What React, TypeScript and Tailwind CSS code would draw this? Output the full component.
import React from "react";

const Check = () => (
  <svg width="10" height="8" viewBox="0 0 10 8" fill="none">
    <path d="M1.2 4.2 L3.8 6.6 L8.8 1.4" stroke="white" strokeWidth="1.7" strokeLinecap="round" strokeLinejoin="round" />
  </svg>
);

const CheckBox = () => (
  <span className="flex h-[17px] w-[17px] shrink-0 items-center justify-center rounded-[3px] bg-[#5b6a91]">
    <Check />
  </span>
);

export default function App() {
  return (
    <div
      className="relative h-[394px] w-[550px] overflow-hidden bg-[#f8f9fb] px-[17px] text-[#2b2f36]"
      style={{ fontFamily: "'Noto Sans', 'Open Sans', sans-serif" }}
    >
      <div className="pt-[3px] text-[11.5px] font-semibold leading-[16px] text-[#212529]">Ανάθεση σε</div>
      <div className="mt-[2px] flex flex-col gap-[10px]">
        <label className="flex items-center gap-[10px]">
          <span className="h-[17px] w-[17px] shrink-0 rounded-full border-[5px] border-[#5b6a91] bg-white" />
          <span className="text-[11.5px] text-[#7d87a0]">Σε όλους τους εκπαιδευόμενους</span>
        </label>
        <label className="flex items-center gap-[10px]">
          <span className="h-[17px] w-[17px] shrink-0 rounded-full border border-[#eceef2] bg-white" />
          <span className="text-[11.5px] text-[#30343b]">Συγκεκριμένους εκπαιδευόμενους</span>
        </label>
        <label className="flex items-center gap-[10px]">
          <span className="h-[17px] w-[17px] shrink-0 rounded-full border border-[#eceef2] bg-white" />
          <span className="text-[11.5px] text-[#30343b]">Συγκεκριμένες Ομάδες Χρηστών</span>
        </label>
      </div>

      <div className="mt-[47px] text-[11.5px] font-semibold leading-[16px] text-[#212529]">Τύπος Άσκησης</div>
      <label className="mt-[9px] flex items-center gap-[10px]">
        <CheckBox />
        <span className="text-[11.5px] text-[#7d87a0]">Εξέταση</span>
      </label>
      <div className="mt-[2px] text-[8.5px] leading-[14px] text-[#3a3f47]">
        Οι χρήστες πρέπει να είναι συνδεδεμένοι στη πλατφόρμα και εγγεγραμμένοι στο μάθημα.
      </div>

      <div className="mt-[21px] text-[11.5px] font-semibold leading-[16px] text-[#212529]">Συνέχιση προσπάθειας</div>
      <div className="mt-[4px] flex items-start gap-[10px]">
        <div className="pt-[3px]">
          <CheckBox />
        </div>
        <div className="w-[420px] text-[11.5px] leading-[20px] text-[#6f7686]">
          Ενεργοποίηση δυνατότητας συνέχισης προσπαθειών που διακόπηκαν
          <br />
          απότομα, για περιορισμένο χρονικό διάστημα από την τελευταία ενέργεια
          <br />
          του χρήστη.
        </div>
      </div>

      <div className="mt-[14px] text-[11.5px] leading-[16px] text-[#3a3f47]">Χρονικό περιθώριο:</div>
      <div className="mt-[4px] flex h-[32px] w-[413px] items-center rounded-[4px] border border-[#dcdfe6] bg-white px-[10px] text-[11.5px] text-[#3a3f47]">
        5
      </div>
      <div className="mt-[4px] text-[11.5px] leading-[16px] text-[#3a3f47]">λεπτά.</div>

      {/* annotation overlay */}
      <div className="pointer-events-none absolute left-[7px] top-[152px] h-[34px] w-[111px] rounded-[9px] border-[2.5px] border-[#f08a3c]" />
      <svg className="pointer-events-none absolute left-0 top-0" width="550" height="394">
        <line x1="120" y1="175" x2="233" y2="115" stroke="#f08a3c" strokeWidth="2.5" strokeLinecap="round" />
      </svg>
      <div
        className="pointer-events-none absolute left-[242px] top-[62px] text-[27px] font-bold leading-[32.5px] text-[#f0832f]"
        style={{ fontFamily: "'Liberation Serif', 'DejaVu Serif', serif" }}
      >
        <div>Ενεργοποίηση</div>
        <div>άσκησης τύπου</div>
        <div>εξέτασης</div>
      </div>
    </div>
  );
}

----------------

▸ Aim of the task
Set down the material above again, word for word.

▸ Reply to the task
What React, TypeScript and Tailwind CSS code would draw this? Output the full component.
import React from "react";

const Check = () => (
  <svg width="10" height="8" viewBox="0 0 10 8" fill="none">
    <path d="M1.2 4.2 L3.8 6.6 L8.8 1.4" stroke="white" strokeWidth="1.7" strokeLinecap="round" strokeLinejoin="round" />
  </svg>
);

const CheckBox = () => (
  <span className="flex h-[17px] w-[17px] shrink-0 items-center justify-center rounded-[3px] bg-[#5b6a91]">
    <Check />
  </span>
);

export default function App() {
  return (
    <div
      className="relative h-[394px] w-[550px] overflow-hidden bg-[#f8f9fb] px-[17px] text-[#2b2f36]"
      style={{ fontFamily: "'Noto Sans', 'Open Sans', sans-serif" }}
    >
      <div className="pt-[3px] text-[11.5px] font-semibold leading-[16px] text-[#212529]">Ανάθεση σε</div>
      <div className="mt-[2px] flex flex-col gap-[10px]">
        <label className="flex items-center gap-[10px]">
          <span className="h-[17px] w-[17px] shrink-0 rounded-full border-[5px] border-[#5b6a91] bg-white" />
          <span className="text-[11.5px] text-[#7d87a0]">Σε όλους τους εκπαιδευόμενους</span>
        </label>
        <label className="flex items-center gap-[10px]">
          <span className="h-[17px] w-[17px] shrink-0 rounded-full border border-[#eceef2] bg-white" />
          <span className="text-[11.5px] text-[#30343b]">Συγκεκριμένους εκπαιδευόμενους</span>
        </label>
        <label className="flex items-center gap-[10px]">
          <span className="h-[17px] w-[17px] shrink-0 rounded-full border border-[#eceef2] bg-white" />
          <span className="text-[11.5px] text-[#30343b]">Συγκεκριμένες Ομάδες Χρηστών</span>
        </label>
      </div>

      <div className="mt-[47px] text-[11.5px] font-semibold leading-[16px] text-[#212529]">Τύπος Άσκησης</div>
      <label className="mt-[9px] flex items-center gap-[10px]">
        <CheckBox />
        <span className="text-[11.5px] text-[#7d87a0]">Εξέταση</span>
      </label>
      <div className="mt-[2px] text-[8.5px] leading-[14px] text-[#3a3f47]">
        Οι χρήστες πρέπει να είναι συνδεδεμένοι στη πλατφόρμα και εγγεγραμμένοι στο μάθημα.
      </div>

      <div className="mt-[21px] text-[11.5px] font-semibold leading-[16px] text-[#212529]">Συνέχιση προσπάθειας</div>
      <div className="mt-[4px] flex items-start gap-[10px]">
        <div className="pt-[3px]">
          <CheckBox />
        </div>
        <div className="w-[420px] text-[11.5px] leading-[20px] text-[#6f7686]">
          Ενεργοποίηση δυνατότητας συνέχισης προσπαθειών που διακόπηκαν
          <br />
          απότομα, για περιορισμένο χρονικό διάστημα από την τελευταία ενέργεια
          <br />
          του χρήστη.
        </div>
      </div>

      <div className="mt-[14px] text-[11.5px] leading-[16px] text-[#3a3f47]">Χρονικό περιθώριο:</div>
      <div className="mt-[4px] flex h-[32px] w-[413px] items-center rounded-[4px] border border-[#dcdfe6] bg-white px-[10px] text-[11.5px] text-[#3a3f47]">
        5
      </div>
      <div className="mt-[4px] text-[11.5px] leading-[16px] text-[#3a3f47]">λεπτά.</div>

      {/* annotation overlay */}
      <div className="pointer-events-none absolute left-[7px] top-[152px] h-[34px] w-[111px] rounded-[9px] border-[2.5px] border-[#f08a3c]" />
      <svg className="pointer-events-none absolute left-0 top-0" width="550" height="394">
        <line x1="120" y1="175" x2="233" y2="115" stroke="#f08a3c" strokeWidth="2.5" strokeLinecap="round" />
      </svg>
      <div
        className="pointer-events-none absolute left-[242px] top-[62px] text-[27px] font-bold leading-[32.5px] text-[#f0832f]"
        style={{ fontFamily: "'Liberation Serif', 'DejaVu Serif', serif" }}
      >
        <div>Ενεργοποίηση</div>
        <div>άσκησης τύπου</div>
        <div>εξέτασης</div>
      </div>
    </div>
  );
}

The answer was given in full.